From South Africa, Social Conflict as Film, Song and Sketch

"William Kentridge: Five Themes" opens at The Modern Sunday

An exhibition surveying the body of work of a South African artist who uses film, drawing, music, theater and sculpture to explore the social tension and knotted political history of of his country and the world at large opens at The Modern on Sunday.

"William Kentridge: Five Themes" spans almost 30 years of William Kentridge's experiments, including more than 75 socio-cultural statements using animated films, theater models and books as vessels along with drawings and prints. According to information we got from The Modern, Kentridge, the Johannesburg-born son of two anti-apartheid lawyers, shows many of the projects he's created since 2000 to a U.S. audience for the first time in this collection.

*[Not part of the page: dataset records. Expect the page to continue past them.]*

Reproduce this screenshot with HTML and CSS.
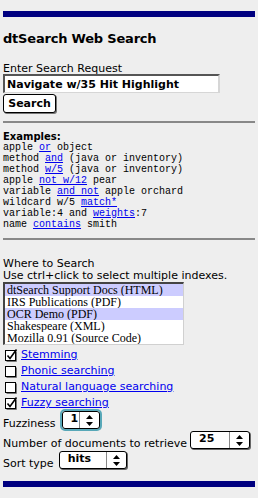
FILE: index.html
```html
<!DOCTYPE html>
<html>
<head>
<meta charset="utf-8">
<title>dtSearch Web Search</title>
<link rel="stylesheet" href="styles.css">
</head>
<body>
<div class="page">
  <div class="bar"></div>
  <h1 class="title">dtSearch Web Search</h1>
  <div class="label search-label">Enter Search Request</div>
  <input class="query" type="text" value="Navigate w/35 Hit Highlight">
  <button class="btn" type="button">Search</button>
  <hr class="rule">
  <div class="ex-title">Examples:</div>
  <div class="examples">
    <div class="ex">apple <a href="#">or</a> object</div>
    <div class="ex">method <a href="#">and</a> (java or inventory)</div>
    <div class="ex">method <a href="#">w/5</a> (java or inventory)</div>
    <div class="ex">apple <a href="#">not w/12</a> pear</div>
    <div class="ex">variable <a href="#">and not</a> apple orchard</div>
    <div class="ex">wildcard w/5 <a href="#">match*</a></div>
    <div class="ex">variable:4 and <a href="#">weights</a>:7</div>
    <div class="ex">name <a href="#">contains</a> smith</div>
  </div>
  <hr class="rule rule2">
  <div class="label where">Where to Search</div>
  <div class="label">Use ctrl+click to select multiple indexes.</div>
  <div class="listbox">
    <div class="opt sel">dtSearch Support Docs (HTML)</div>
    <div class="opt">IRS Publications (PDF)</div>
    <div class="opt sel">OCR Demo (PDF)</div>
    <div class="opt">Shakespeare (XML)</div>
    <div class="opt">Mozilla 0.91 (Source Code)</div>
  </div>
  <div class="checks">
    <div class="crow">
      <svg class="cb" width="13" height="13" viewBox="0 0 13 13"><rect x="0.5" y="1.5" width="10" height="10" fill="#fff" stroke="#000"/><path d="M11.5 2.5V12.5H1.5" fill="none" stroke="#777"/><path d="M2.5 6.5L5 9.5L11.5 0.5" fill="none" stroke="#000" stroke-width="1.6"/></svg>
      <a class="clink" href="#">Stemming</a>
    </div>
    <div class="crow">
      <svg class="cb" width="13" height="13" viewBox="0 0 13 13"><rect x="0.5" y="1.5" width="10" height="10" fill="#fff" stroke="#000"/><path d="M11.5 2.5V12.5H1.5" fill="none" stroke="#777"/></svg>
      <a class="clink" href="#">Phonic searching</a>
    </div>
    <div class="crow">
      <svg class="cb" width="13" height="13" viewBox="0 0 13 13"><rect x="0.5" y="1.5" width="10" height="10" fill="#fff" stroke="#000"/><path d="M11.5 2.5V12.5H1.5" fill="none" stroke="#777"/></svg>
      <a class="clink" href="#">Natural language searching</a>
    </div>
    <div class="crow">
      <svg class="cb" width="13" height="13" viewBox="0 0 13 13"><rect x="0.5" y="1.5" width="10" height="10" fill="#fff" stroke="#000"/><path d="M11.5 2.5V12.5H1.5" fill="none" stroke="#777"/><path d="M2.5 6.5L5 9.5L11.5 0.5" fill="none" stroke="#000" stroke-width="1.6"/></svg>
      <a class="clink" href="#">Fuzzy searching</a>
    </div>
  </div>
  <div class="prow first">
    <span class="label plabel">Fuzziness</span>
    <div class="popup w-fuzz focus">
      <span class="pv">1</span>
      <span class="parrows"><svg width="7" height="11" viewBox="0 0 7 11"><path d="M3.5 0L7 4H0Z M0 7H7L3.5 11Z" fill="#000"/></svg></span>
    </div>
  </div>
  <div class="prow">
    <span class="label plabel">Number of documents to retrieve</span>
    <div class="popup w-num">
      <span class="pv">25</span>
      <span class="parrows"><svg width="7" height="11" viewBox="0 0 7 11"><path d="M3.5 0L7 4H0Z M0 7H7L3.5 11Z" fill="#000"/></svg></span>
    </div>
  </div>
  <div class="prow">
    <span class="label plabel">Sort type</span>
    <div class="popup w-sort">
      <span class="pv">hits</span>
      <span class="parrows"><svg width="7" height="11" viewBox="0 0 7 11"><path d="M3.5 0L7 4H0Z M0 7H7L3.5 11Z" fill="#000"/></svg></span>
    </div>
  </div>
  <div class="bar bottom"></div>
</div>
</body>
</html>
```
FILE: styles.css
```css
html, body {
  margin: 0;
  background: #eeeeee;
}
body {
  font-family: "DejaVu Sans", Verdana, sans-serif;
  color: #000;
}
.page {
  padding: 11px 3px 0;
}
.bar {
  height: 6px;
  background: #000080;
}
.bar.bottom {
  margin-top: 11px;
}
.title {
  margin: 14px 0 0;
  font-size: 13px;
  line-height: 16px;
  font-weight: bold;
  letter-spacing: -0.2px;
}
.label {
  font-size: 11px;
  line-height: 12px;
}
.search-label {
  margin-top: 16px;
  line-height: 11px;
}
.query {
  display: block;
  box-sizing: border-box;
  width: 217px;
  height: 19px;
  margin: 0;
  padding: 0 0 0 2px;
  border-style: solid;
  border-width: 2px 2px 1px 2px;
  border-color: #555 #d6d6d6 #d6d6d6 #555;
  background: #fff;
  font-family: "DejaVu Sans", Verdana, sans-serif;
  font-size: 11px;
  font-weight: bold;
  color: #000;
  outline: none;
}
.btn {
  display: block;
  box-sizing: border-box;
  width: 53px;
  height: 19px;
  margin: 1px 0 0;
  padding: 0;
  border: 1px solid #000;
  border-radius: 3px;
  background: #fff;
  box-shadow: 1px 1px 0 #777;
  font-family: "DejaVu Sans", Verdana, sans-serif;
  font-size: 11px;
  line-height: 15px;
  font-weight: bold;
  color: #000;
}
.rule {
  margin: 8px 0 0;
  border: 0;
  height: 2px;
  background: #888;
}
.ex-title {
  margin-top: 8px;
  font-size: 10px;
  line-height: 11px;
  font-weight: bold;
}
.examples {
  font-family: "Liberation Mono", "Courier New", monospace;
  font-size: 10px;
  line-height: 11px;
}
.ex {
  height: 11px;
  white-space: pre;
}
.examples a,
.clink {
  color: #0000ee;
  text-decoration: underline;
}
.where {
  margin-top: 18px;
}
.listbox {
  box-sizing: border-box;
  width: 181px;
  border-style: solid;
  border-width: 2px 1px 1px 2px;
  border-color: #444 #d0d0d0 #d0d0d0 #444;
  background: #fff;
  font-family: "Liberation Serif", "Times New Roman", serif;
  font-size: 12px;
  line-height: 12px;
}
.opt {
  height: 12px;
  padding-left: 2px;
  white-space: nowrap;
  overflow: hidden;
}
.opt.sel {
  background: #ccccff;
}
.checks {
  margin-top: 2px;
}
.crow {
  display: flex;
  align-items: center;
  height: 16px;
  padding-left: 2px;
}
.cb {
  flex: none;
  display: block;
}
.clink {
  margin-left: 3px;
  font-size: 11px;
  line-height: 16px;
}
.prow {
  display: flex;
  align-items: flex-end;
  margin-top: 1px;
}
.prow.first {
  margin-top: 0;
}
.plabel {
  white-space: nowrap;
}
.popup {
  display: flex;
  box-sizing: border-box;
  height: 18px;
  margin: 0 0 1px 5px;
  border: 1px solid #000;
  border-radius: 3px;
  background: #fff;
  box-shadow: 1px 1px 0 #666;
}
.w-fuzz {
  width: 38px;
  margin-left: 6px;
}
.w-num {
  width: 60px;
  margin-left: 3px;
}
.w-sort {
  width: 68px;
}
.focus {
  outline: 2px solid #58a8b8;
}
.pv {
  flex: 1;
  padding-left: 8px;
  font-size: 11px;
  line-height: 14px;
  font-weight: bold;
}
.parrows {
  flex: none;
  width: 19px;
  display: flex;
  align-items: center;
  justify-content: center;
  border-left: 1px solid #888;
}
.parrows svg {
  display: block;
}
```
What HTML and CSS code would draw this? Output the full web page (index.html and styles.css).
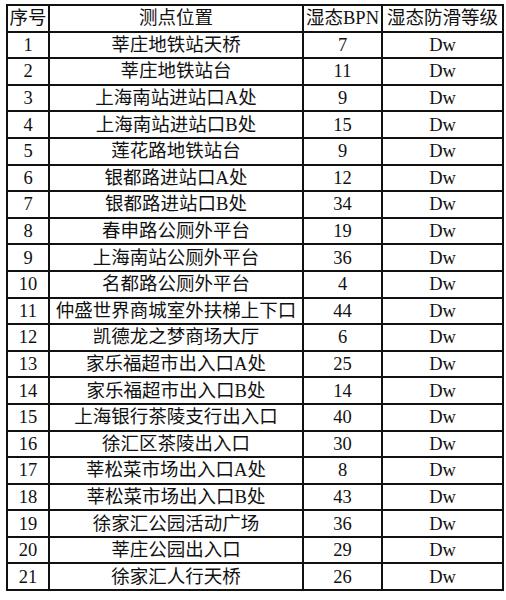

The structure of the exhibit, which The Modern's Chief Curator Michael Auping described in a press release to be like a "five-stage, animated opera," is as captivating as what we've seen of the presentation's content. The work is organized according to Kentridge's main five muses: his own artistic processes, the implications of apartheid on the landscape of Johannesburg in the last ten years of the period, the 1995 Truth and Reconciliation hearings that looked into human rights abuses during apartheid, the themes of Mozart's "The Magic Flute," and the Russian avant-garde movement's struggles in the 1920s and 30s.

"Five Themes" marks the first time Kentridge has produced a DVD for sale with his catalogue in conjunction with an exhibit. Clips from film projects Kentridge calls "drawings for projection" and in-studio footage of the artist are on the release.